***** Available data
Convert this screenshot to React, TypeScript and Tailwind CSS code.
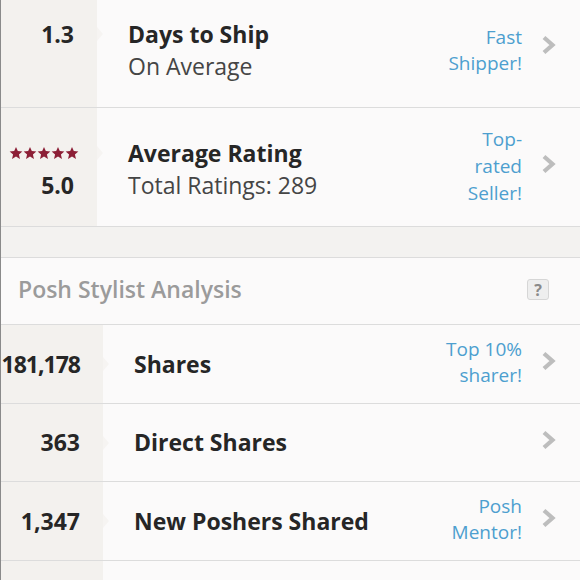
import React from "react";

const Chevron = () => (
  <svg width="15" height="20" viewBox="0 0 15 20" className="shrink-0">
    <polyline points="3,2.5 11.5,10 3,17.5" fill="none" stroke="#bdbdbd" strokeWidth="4.2" strokeLinejoin="miter" />
  </svg>
);

const Star = () => (
  <svg width="14" height="14" viewBox="0 0 24 24">
    <path d="M12 1.5l3.1 7.2 7.8.7-5.9 5.1 1.8 7.6L12 18.1 5.2 22.1 7 14.5 1.1 9.4l7.8-.7z" fill="#8c1f36" />
  </svg>
);

type RowProps = {
  colW: string;
  h: string;
  num?: string;
  numCls?: string;
  stars?: boolean;
  title: string;
  subtitle?: string;
  right?: string[];
  rightLh?: string;
  shift?: string;
  rightShift?: string;
};

function Row({ colW, h, num, numCls = "", stars, title, subtitle, right, rightLh = "leading-[26px]", shift = "", rightShift = "" }: RowProps) {
  return (
    <div className={`flex ${h} border-b border-[#dcdcdc]`}>
      <div className={`${colW} shrink-0 bg-[#f3f1ee] flex flex-col justify-center items-end pr-[23px] ${shift}`}>
        {stars ? (
          <>
            <div className="h-[32px] flex items-center justify-end -mr-[5px]">
              <Star /><Star /><Star /><Star /><Star />
            </div>
            <div className="h-[32px] flex items-center text-[23px] font-bold text-[#262626]">{num}</div>
          </>
        ) : (
          <>
            <div className={`h-[32px] flex items-center text-[23px] font-bold text-[#262626] whitespace-nowrap ${numCls}`}>{num}</div>
            {subtitle && <div className="h-[32px]" />}
          </>
        )}
      </div>
      <div className="flex-1 flex items-center relative">
        <div className={`absolute left-0 top-0 bottom-0 flex flex-col justify-center ${shift}`}>
          <div className="relative h-[32px] flex items-center">
            <div className="absolute left-0 top-1/2 -translate-y-1/2 w-0 h-0 border-y-[7px] border-y-transparent border-l-[6px] border-l-[#f6f4f2]" />
          </div>
          {subtitle && <div className="h-[32px]" />}
        </div>
        <div className={`flex-1 pl-[31px] flex flex-col justify-center ${shift}`}>
          <div className="h-[32px] flex items-center text-[23px] font-bold text-[#262626] whitespace-nowrap">{title}</div>
          {subtitle && <div className="h-[32px] flex items-center text-[23px] text-[#454545]">{subtitle}</div>}
        </div>
        <div className="flex items-center pr-[24px]">
          <div className={`text-right text-[19px] ${rightLh} text-[#4d9fcf] ${rightShift}`}>
            {right?.map((l, i) => (
              <div key={i}>{l}</div>
            ))}
          </div>
          <div className="ml-[19px] flex items-center mb-[6px]">
            <Chevron />
          </div>
        </div>
      </div>
    </div>
  );
}

export default function App() {
  return (
    <div className="w-[580px] h-[580px] overflow-hidden bg-[#fbfafa] border-l border-[#8a8a8a] font-['Open_Sans',sans-serif]">
      <div className="-mt-[11px]">
        <Row colW="w-[96px]" h="h-[119px]" num="1.3" title="Days to Ship" subtitle="On Average" right={["Fast", "Shipper!"]} shift="pt-[4px]" rightShift="pt-[4px]" />
        <Row colW="w-[96px]" h="h-[119px]" num="5.0" stars title="Average Rating" subtitle="Total Ratings: 289" right={["Top-", "rated", "Seller!"]} rightLh="leading-[27px]" shift="pt-[4px]" rightShift="pb-[2px]" />
        <div className="h-[31px] bg-[#f3f2f0] border-b border-[#dcdcdc]" />
        <div className="h-[67px] border-b border-[#dcdcdc] flex items-center justify-between pl-[17px] pr-[31px] pb-[3px]">
          <div className="text-[23px] font-semibold text-[#9b9b9b]">Posh Stylist Analysis</div>
          <div className="w-[22px] h-[21px] rounded-[3px] bg-[#eeeeee] border border-[#d6d6d6] flex items-center justify-center text-[16px] font-bold text-[#8a8a8a] leading-none">?</div>
        </div>
        <Row colW="w-[102px]" h="h-[79px]" num="181,178" numCls="tracking-[-1px]" title="Shares" right={["Top 10%", "sharer!"]} rightShift="pb-[4px]" />
        <Row colW="w-[102px]" h="h-[78px]" num="363" title="Direct Shares" right={[]} />
        <Row colW="w-[102px]" h="h-[79px]" num="1,347" title="New Poshers Shared" right={["Posh", "Mentor!"]} rightShift="pb-[4px]" />
        <div className="flex h-[60px]">
          <div className="w-[102px] bg-[#f3f1ee]" />
          <div className="flex-1" />
        </div>
      </div>
    </div>
  );
}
**********
Given request:
Copy all lines in the listing above where the string "React" appears.

Exercise answer:
Convert this screenshot to React, TypeScript and Tailwind CSS code.
import React from "react";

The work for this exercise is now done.